Task directions:
Output the full listing below exactly, without the pictures.
===== Material for this task =====
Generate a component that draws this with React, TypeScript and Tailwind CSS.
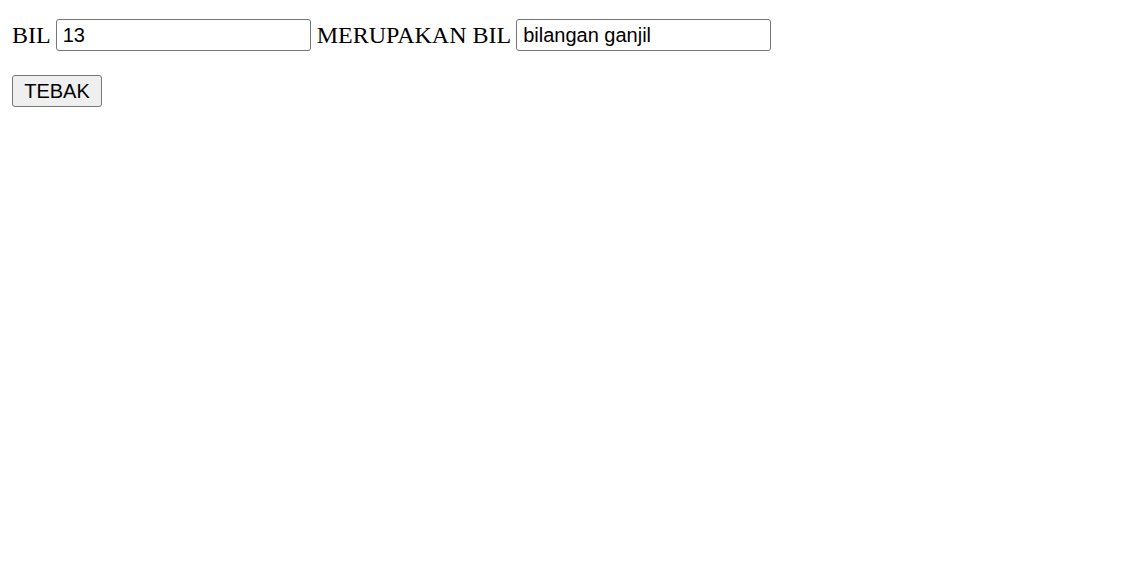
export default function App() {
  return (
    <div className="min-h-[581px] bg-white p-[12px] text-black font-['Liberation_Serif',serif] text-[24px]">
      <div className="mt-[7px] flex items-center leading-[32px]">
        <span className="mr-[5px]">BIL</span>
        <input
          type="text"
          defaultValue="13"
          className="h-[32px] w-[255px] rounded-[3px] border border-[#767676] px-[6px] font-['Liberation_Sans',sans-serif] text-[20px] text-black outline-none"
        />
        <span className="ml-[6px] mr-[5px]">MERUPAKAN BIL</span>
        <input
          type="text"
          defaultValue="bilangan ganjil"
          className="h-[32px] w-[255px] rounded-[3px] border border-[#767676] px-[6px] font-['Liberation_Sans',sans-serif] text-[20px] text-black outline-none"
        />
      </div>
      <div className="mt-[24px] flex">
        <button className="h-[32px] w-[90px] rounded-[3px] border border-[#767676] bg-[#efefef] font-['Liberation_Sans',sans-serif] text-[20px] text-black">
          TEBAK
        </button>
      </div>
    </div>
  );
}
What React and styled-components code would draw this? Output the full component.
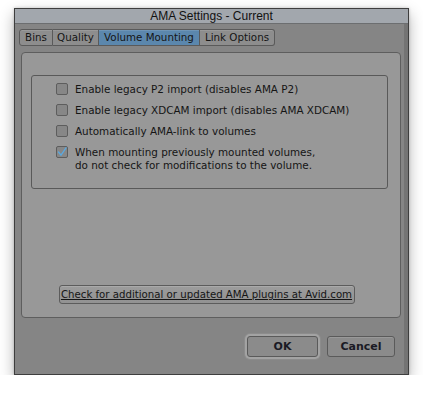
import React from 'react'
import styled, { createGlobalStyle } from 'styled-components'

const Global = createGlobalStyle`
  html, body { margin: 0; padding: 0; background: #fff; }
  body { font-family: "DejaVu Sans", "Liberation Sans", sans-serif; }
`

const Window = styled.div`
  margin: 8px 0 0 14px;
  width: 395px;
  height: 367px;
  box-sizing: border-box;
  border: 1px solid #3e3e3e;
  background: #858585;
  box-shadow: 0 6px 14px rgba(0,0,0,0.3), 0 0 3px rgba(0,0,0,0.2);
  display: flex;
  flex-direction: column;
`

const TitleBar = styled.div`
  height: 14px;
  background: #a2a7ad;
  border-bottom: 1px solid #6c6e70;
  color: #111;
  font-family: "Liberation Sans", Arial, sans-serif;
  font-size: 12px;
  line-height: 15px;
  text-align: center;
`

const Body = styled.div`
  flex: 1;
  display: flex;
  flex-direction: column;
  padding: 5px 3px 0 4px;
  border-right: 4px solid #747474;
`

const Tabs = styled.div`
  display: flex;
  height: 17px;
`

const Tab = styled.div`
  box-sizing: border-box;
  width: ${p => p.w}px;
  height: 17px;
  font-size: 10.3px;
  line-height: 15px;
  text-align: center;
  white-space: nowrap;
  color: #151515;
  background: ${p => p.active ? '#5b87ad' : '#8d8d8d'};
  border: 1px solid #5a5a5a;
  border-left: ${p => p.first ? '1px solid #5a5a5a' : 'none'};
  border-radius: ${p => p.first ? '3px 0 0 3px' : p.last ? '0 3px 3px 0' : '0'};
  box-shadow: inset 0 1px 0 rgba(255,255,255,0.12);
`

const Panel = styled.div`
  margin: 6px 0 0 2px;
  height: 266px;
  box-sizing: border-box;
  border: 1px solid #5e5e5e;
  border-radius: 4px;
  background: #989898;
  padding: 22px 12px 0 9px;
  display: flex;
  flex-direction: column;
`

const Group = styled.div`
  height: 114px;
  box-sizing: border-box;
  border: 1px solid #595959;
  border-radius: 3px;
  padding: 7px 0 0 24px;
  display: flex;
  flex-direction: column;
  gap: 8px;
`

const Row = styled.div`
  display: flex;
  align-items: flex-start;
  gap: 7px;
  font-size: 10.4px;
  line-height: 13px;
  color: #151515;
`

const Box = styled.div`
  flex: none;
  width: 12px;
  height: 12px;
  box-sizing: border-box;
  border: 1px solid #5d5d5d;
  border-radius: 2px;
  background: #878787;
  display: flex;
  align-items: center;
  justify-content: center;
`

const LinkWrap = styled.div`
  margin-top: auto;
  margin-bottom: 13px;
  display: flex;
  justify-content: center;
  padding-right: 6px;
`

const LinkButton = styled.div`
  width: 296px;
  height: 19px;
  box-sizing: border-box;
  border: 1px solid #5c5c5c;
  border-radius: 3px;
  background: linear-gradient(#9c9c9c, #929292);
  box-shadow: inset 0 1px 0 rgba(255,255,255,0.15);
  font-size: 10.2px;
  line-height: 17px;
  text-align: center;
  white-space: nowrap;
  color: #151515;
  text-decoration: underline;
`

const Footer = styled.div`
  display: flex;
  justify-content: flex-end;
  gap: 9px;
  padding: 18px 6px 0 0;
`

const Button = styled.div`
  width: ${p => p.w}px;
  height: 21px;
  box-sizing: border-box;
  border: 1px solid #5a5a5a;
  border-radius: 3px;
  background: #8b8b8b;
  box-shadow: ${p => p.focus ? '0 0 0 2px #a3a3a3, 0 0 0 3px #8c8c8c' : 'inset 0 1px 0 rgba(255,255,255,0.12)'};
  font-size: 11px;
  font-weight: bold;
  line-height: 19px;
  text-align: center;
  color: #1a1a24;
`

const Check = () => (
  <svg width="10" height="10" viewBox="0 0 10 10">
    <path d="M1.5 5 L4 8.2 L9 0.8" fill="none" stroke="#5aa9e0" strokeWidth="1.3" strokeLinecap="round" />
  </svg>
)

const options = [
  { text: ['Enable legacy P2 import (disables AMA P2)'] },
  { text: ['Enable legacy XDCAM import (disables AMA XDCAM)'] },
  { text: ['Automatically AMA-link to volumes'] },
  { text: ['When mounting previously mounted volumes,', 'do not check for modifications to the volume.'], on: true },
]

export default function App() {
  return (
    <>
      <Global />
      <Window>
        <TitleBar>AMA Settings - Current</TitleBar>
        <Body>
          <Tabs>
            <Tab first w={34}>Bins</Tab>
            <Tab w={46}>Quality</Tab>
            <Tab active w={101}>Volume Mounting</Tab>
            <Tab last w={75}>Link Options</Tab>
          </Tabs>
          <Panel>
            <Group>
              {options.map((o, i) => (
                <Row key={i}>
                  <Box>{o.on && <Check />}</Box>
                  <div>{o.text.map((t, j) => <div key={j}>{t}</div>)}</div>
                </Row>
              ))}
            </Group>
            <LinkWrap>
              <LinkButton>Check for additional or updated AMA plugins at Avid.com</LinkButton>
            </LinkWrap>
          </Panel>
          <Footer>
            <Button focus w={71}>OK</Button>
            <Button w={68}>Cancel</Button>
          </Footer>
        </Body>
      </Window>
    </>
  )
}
=====
The reply:
Generate a component that draws this with React, TypeScript and Tailwind CSS.
export default function App() {
  return (
    <div className="min-h-[581px] bg-white p-[12px] text-black font-['Liberation_Serif',serif] text-[24px]">
      <div className="mt-[7px] flex items-center leading-[32px]">
        <span className="mr-[5px]">BIL</span>
        <input
          type="text"
          defaultValue="13"
          className="h-[32px] w-[255px] rounded-[3px] border border-[#767676] px-[6px] font-['Liberation_Sans',sans-serif] text-[20px] text-black outline-none"
        />
        <span className="ml-[6px] mr-[5px]">MERUPAKAN BIL</span>
        <input
          type="text"
          defaultValue="bilangan ganjil"
          className="h-[32px] w-[255px] rounded-[3px] border border-[#767676] px-[6px] font-['Liberation_Sans',sans-serif] text-[20px] text-black outline-none"
        />
      </div>
      <div className="mt-[24px] flex">
        <button className="h-[32px] w-[90px] rounded-[3px] border border-[#767676] bg-[#efefef] font-['Liberation_Sans',sans-serif] text-[20px] text-black">
          TEBAK
        </button>
      </div>
    </div>
  );
}
What React and styled-components code would draw this? Output the full component.
import React from 'react'
import styled, { createGlobalStyle } from 'styled-components'

const Global = createGlobalStyle`
  html, body { margin: 0; padding: 0; background: #fff; }
  body { font-family: "DejaVu Sans", "Liberation Sans", sans-serif; }
`

const Window = styled.div`
  margin: 8px 0 0 14px;
  width: 395px;
  height: 367px;
  box-sizing: border-box;
  border: 1px solid #3e3e3e;
  background: #858585;
  box-shadow: 0 6px 14px rgba(0,0,0,0.3), 0 0 3px rgba(0,0,0,0.2);
  display: flex;
  flex-direction: column;
`

const TitleBar = styled.div`
  height: 14px;
  background: #a2a7ad;
  border-bottom: 1px solid #6c6e70;
  color: #111;
  font-family: "Liberation Sans", Arial, sans-serif;
  font-size: 12px;
  line-height: 15px;
  text-align: center;
`

const Body = styled.div`
  flex: 1;
  display: flex;
  flex-direction: column;
  padding: 5px 3px 0 4px;
  border-right: 4px solid #747474;
`

const Tabs = styled.div`
  display: flex;
  height: 17px;
`

const Tab = styled.div`
  box-sizing: border-box;
  width: ${p => p.w}px;
  height: 17px;
  font-size: 10.3px;
  line-height: 15px;
  text-align: center;
  white-space: nowrap;
  color: #151515;
  background: ${p => p.active ? '#5b87ad' : '#8d8d8d'};
  border: 1px solid #5a5a5a;
  border-left: ${p => p.first ? '1px solid #5a5a5a' : 'none'};
  border-radius: ${p => p.first ? '3px 0 0 3px' : p.last ? '0 3px 3px 0' : '0'};
  box-shadow: inset 0 1px 0 rgba(255,255,255,0.12);
`

const Panel = styled.div`
  margin: 6px 0 0 2px;
  height: 266px;
  box-sizing: border-box;
  border: 1px solid #5e5e5e;
  border-radius: 4px;
  background: #989898;
  padding: 22px 12px 0 9px;
  display: flex;
  flex-direction: column;
`

const Group = styled.div`
  height: 114px;
  box-sizing: border-box;
  border: 1px solid #595959;
  border-radius: 3px;
  padding: 7px 0 0 24px;
  display: flex;
  flex-direction: column;
  gap: 8px;
`

const Row = styled.div`
  display: flex;
  align-items: flex-start;
  gap: 7px;
  font-size: 10.4px;
  line-height: 13px;
  color: #151515;
`

const Box = styled.div`
  flex: none;
  width: 12px;
  height: 12px;
  box-sizing: border-box;
  border: 1px solid #5d5d5d;
  border-radius: 2px;
  background: #878787;
  display: flex;
  align-items: center;
  justify-content: center;
`

const LinkWrap = styled.div`
  margin-top: auto;
  margin-bottom: 13px;
  display: flex;
  justify-content: center;
  padding-right: 6px;
`

const LinkButton = styled.div`
  width: 296px;
  height: 19px;
  box-sizing: border-box;
  border: 1px solid #5c5c5c;
  border-radius: 3px;
  background: linear-gradient(#9c9c9c, #929292);
  box-shadow: inset 0 1px 0 rgba(255,255,255,0.15);
  font-size: 10.2px;
  line-height: 17px;
  text-align: center;
  white-space: nowrap;
  color: #151515;
  text-decoration: underline;
`

const Footer = styled.div`
  display: flex;
  justify-content: flex-end;
  gap: 9px;
  padding: 18px 6px 0 0;
`

const Button = styled.div`
  width: ${p => p.w}px;
  height: 21px;
  box-sizing: border-box;
  border: 1px solid #5a5a5a;
  border-radius: 3px;
  background: #8b8b8b;
  box-shadow: ${p => p.focus ? '0 0 0 2px #a3a3a3, 0 0 0 3px #8c8c8c' : 'inset 0 1px 0 rgba(255,255,255,0.12)'};
  font-size: 11px;
  font-weight: bold;
  line-height: 19px;
  text-align: center;
  color: #1a1a24;
`

const Check = () => (
  <svg width="10" height="10" viewBox="0 0 10 10">
    <path d="M1.5 5 L4 8.2 L9 0.8" fill="none" stroke="#5aa9e0" strokeWidth="1.3" strokeLinecap="round" />
  </svg>
)

const options = [
  { text: ['Enable legacy P2 import (disables AMA P2)'] },
  { text: ['Enable legacy XDCAM import (disables AMA XDCAM)'] },
  { text: ['Automatically AMA-link to volumes'] },
  { text: ['When mounting previously mounted volumes,', 'do not check for modifications to the volume.'], on: true },
]

export default function App() {
  return (
    <>
      <Global />
      <Window>
        <TitleBar>AMA Settings - Current</TitleBar>
        <Body>
          <Tabs>
            <Tab first w={34}>Bins</Tab>
            <Tab w={46}>Quality</Tab>
            <Tab active w={101}>Volume Mounting</Tab>
            <Tab last w={75}>Link Options</Tab>
          </Tabs>
          <Panel>
            <Group>
              {options.map((o, i) => (
                <Row key={i}>
                  <Box>{o.on && <Check />}</Box>
                  <div>{o.text.map((t, j) => <div key={j}>{t}</div>)}</div>
                </Row>
              ))}
            </Group>
            <LinkWrap>
              <LinkButton>Check for additional or updated AMA plugins at Avid.com</LinkButton>
            </LinkWrap>
          </Panel>
          <Footer>
            <Button focus w={71}>OK</Button>
            <Button w={68}>Cancel</Button>
          </Footer>
        </Body>
      </Window>
    </>
  )
}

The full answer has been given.